Muchos de los prejubilados tenían pendiente escribir una novela, y otros que no lo son todavía aprovecharon "el obligado parón del COVID" para iniciar la que les rondaba en la cabeza.
No tengo duda de que sin necesidad de lo anterior la oferta multiplicaba a la demanda, y que Argentina está llena de Borgeses y de Cortázares, Colombia llena de Garcías Márqueces y España de Camilos Josés Celas y todos los países del mundo y en todos los idiomas igual.
¿Y quién puede decidir quienes son los buenos? Alguien que los leyera a todos, lo cual es imposible como contar la arena del desierto; hay que contratar "negros" lectores, lo que probablemente antes se hacía por pasión y por honor pero hoy habrá que pagarlos, y bien, porque es ingrato e ingente: ni siquiera yo fui capaz de ser jurado de un concurso de cuentos. Tiene que ser gente con criterio, pongamos profesores de literatura o filólogos en paro. ¿Cuántos son necesarios para reducir mil novelas a las cinco mejores para que se las lea y dilucide el gran jurado final de nombres sonoros entre los que solía estar Pere Ginferrer? Cien profesores de literatura leyéndose 10 novelas por obligación cada uno, o doscientos, para asegurar que la manía o el mal día que le tocó leer la novela no descartó una "Ciudad y los perros". No: es imposible y carísimo. Porque supongamos que cada lector de 10 novelas hunde 9 y salva una, nos quedan 100 novelas ¿quién sigue seleccionando hasta llegar a las cinco últimas? Mejor saber ya a quién le vas a dar el premio y librarte de todo eso otro: es decir, directamente no leerlas.
No hay paredes para colgar todos los cuadros que se pintan en España, ni patios o muebles para todas las esculturas. Es imposible escuchar todas las versiones que hay en Youtube de Recuerdos de la Alhambra o del Preludio en do mayor del clave bien temperado de Bach.
Algo parecido sucede con las fotografías. El mundo es enorme e inabarcable, cada paisaje puede producir diariamente varios instantes maravillosos de puesta de sol, todos los otoños millones de árboles despliegan múltiples paletas multicolores, con variedad de luces y de nubes, y muchísimas personas son capaces de apreciarlo y capturarlo.
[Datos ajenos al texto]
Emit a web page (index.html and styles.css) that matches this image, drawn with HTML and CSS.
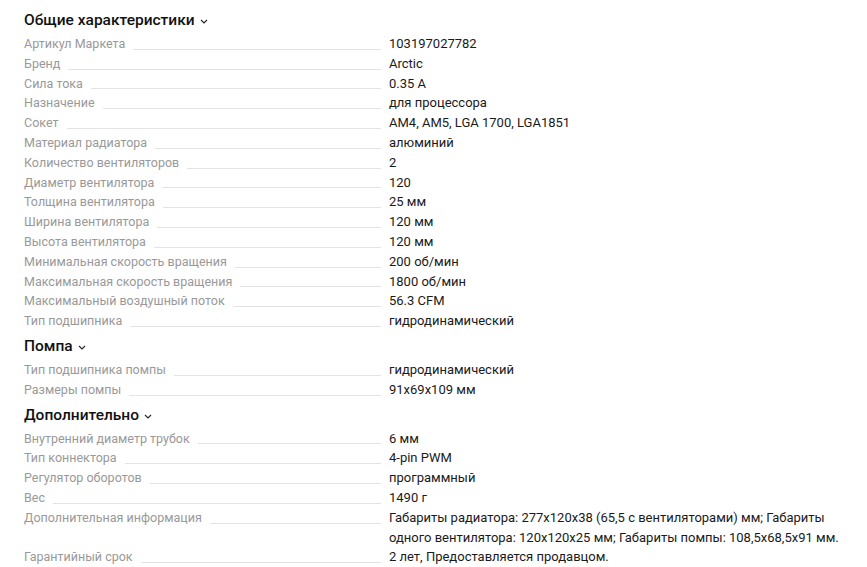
FILE: index.html
```html
<!DOCTYPE html>
<html lang="ru">
<head>
<meta charset="utf-8">
<title>Характеристики</title>
<link rel="stylesheet" href="styles.css">
</head>
<body>
<div class="specs">
  <h2 class="group-title">Общие характеристики <svg class="chev" width="8" height="5" viewBox="0 0 8 5"><path d="M1 1l3 3 3-3" fill="none" stroke="#222" stroke-width="1.1"/></svg></h2>
  <dl class="group">
    <div class="row"><dt><span>Артикул Маркета</span><i></i></dt><dd>103197027782</dd></div>
    <div class="row"><dt><span>Бренд</span><i></i></dt><dd>Arctic</dd></div>
    <div class="row"><dt><span>Сила тока</span><i></i></dt><dd>0.35 A</dd></div>
    <div class="row"><dt><span>Назначение</span><i></i></dt><dd>для процессора</dd></div>
    <div class="row"><dt><span>Сокет</span><i></i></dt><dd>AM4, AM5, LGA 1700, LGA1851</dd></div>
    <div class="row"><dt><span>Материал радиатора</span><i></i></dt><dd>алюминий</dd></div>
    <div class="row"><dt><span>Количество вентиляторов</span><i></i></dt><dd>2</dd></div>
    <div class="row"><dt><span>Диаметр вентилятора</span><i></i></dt><dd>120</dd></div>
    <div class="row"><dt><span>Толщина вентилятора</span><i></i></dt><dd>25 мм</dd></div>
    <div class="row"><dt><span>Ширина вентилятора</span><i></i></dt><dd>120 мм</dd></div>
    <div class="row"><dt><span>Высота вентилятора</span><i></i></dt><dd>120 мм</dd></div>
    <div class="row"><dt><span>Минимальная скорость вращения</span><i></i></dt><dd>200 об/мин</dd></div>
    <div class="row"><dt><span>Максимальная скорость вращения</span><i></i></dt><dd>1800 об/мин</dd></div>
    <div class="row"><dt><span>Максимальный воздушный поток</span><i></i></dt><dd>56.3 CFM</dd></div>
    <div class="row"><dt><span>Тип подшипника</span><i></i></dt><dd>гидродинамический</dd></div>
  </dl>
  <h2 class="group-title">Помпа <svg class="chev" width="8" height="5" viewBox="0 0 8 5"><path d="M1 1l3 3 3-3" fill="none" stroke="#222" stroke-width="1.1"/></svg></h2>
  <dl class="group">
    <div class="row"><dt><span>Тип подшипника помпы</span><i></i></dt><dd>гидродинамический</dd></div>
    <div class="row"><dt><span>Размеры помпы</span><i></i></dt><dd>91x69x109 мм</dd></div>
  </dl>
  <h2 class="group-title">Дополнительно <svg class="chev" width="8" height="5" viewBox="0 0 8 5"><path d="M1 1l3 3 3-3" fill="none" stroke="#222" stroke-width="1.1"/></svg></h2>
  <dl class="group">
    <div class="row"><dt><span>Внутренний диаметр трубок</span><i></i></dt><dd>6 мм</dd></div>
    <div class="row"><dt><span>Тип коннектора</span><i></i></dt><dd>4-pin PWM</dd></div>
    <div class="row"><dt><span>Регулятор оборотов</span><i></i></dt><dd>программный</dd></div>
    <div class="row"><dt><span>Вес</span><i></i></dt><dd>1490 г</dd></div>
    <div class="row"><dt><span>Дополнительная информация</span><i></i></dt><dd>Габариты радиатора: 277x120x38 (65,5 с вентиляторами) мм; Габариты одного вентилятора: 120x120x25 мм; Габариты помпы: 108,5x68,5x91 мм.</dd></div>
    <div class="row"><dt><span>Гарантийный срок</span><i></i></dt><dd>2 лет, Предоставляется продавцом.</dd></div>
  </dl>
</div>
</body>
</html>
```
FILE: styles.css
```css
html, body {
  margin: 0;
  padding: 0;
  background: #fff;
}
body {
  font-family: Roboto, "Noto Sans", sans-serif;
  color: #1a1a1a;
}
.specs {
  padding: 8px 0 0 24px;
  width: 840px;
}
.group-title {
  margin: 3px 0 2px;
  font-size: 15.5px;
  line-height: 24px;
  font-weight: 500;
  color: #111;
  display: flex;
  align-items: center;
  gap: 5px;
}
.group-title:first-child {
  margin-top: 0;
}
.chev {
  margin-top: 3px;
}
.group {
  margin: 0;
}
.row {
  display: grid;
  grid-template-columns: 357px 1fr;
  column-gap: 8px;
  align-items: start;
  font-size: 13px;
  line-height: 19.8px;
}
.row dt {
  display: flex;
  color: #999;
  font-size: 12.5px;
  height: 19.8px;
}
.row dt span {
  white-space: nowrap;
}
.row dt i {
  flex: 1;
  align-self: flex-end;
  height: 1px;
  background: #e3e3e3;
  margin: 0 0 4px 8px;
}
.row dd {
  margin: 0;
  color: #1a1a1a;
}
```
Detalles minerales, vegetales y animales, cada uno con su enfoque y su luz variable: todo puede ser arte fotográfico. Cuando mi mujer y yo recogíamos conchas o cantos rodados en la playa al final nos aburríamos, todas eran tan igual y distintamente hermosas que no podía ser.
Hacen falta lectores que no quieran ser escritores, que compren y lean dócilmente lo bueno lo regular y lo malo, el problema es que las editoriales tienen que ser un negocio rentable, ¿quién leerá por gusto, con fe de estar haciendo algo interesante, que recompense el tiempo invertido cualquier cosa incierta?
Soltarlo en la red como hago yo es igual que lanzar una botella con un mensaje al mar.
Me gustaría haber sido cualquier escritor famoso de los muchos buenos que hay. Tener voz. Pero agradezco mucho el comprobar que me lea alquien, aunque no pueda comprobar quién eres, ni siquiera saber si no eres más que una ilusión informática artificial para que me anime y me dé vidilla.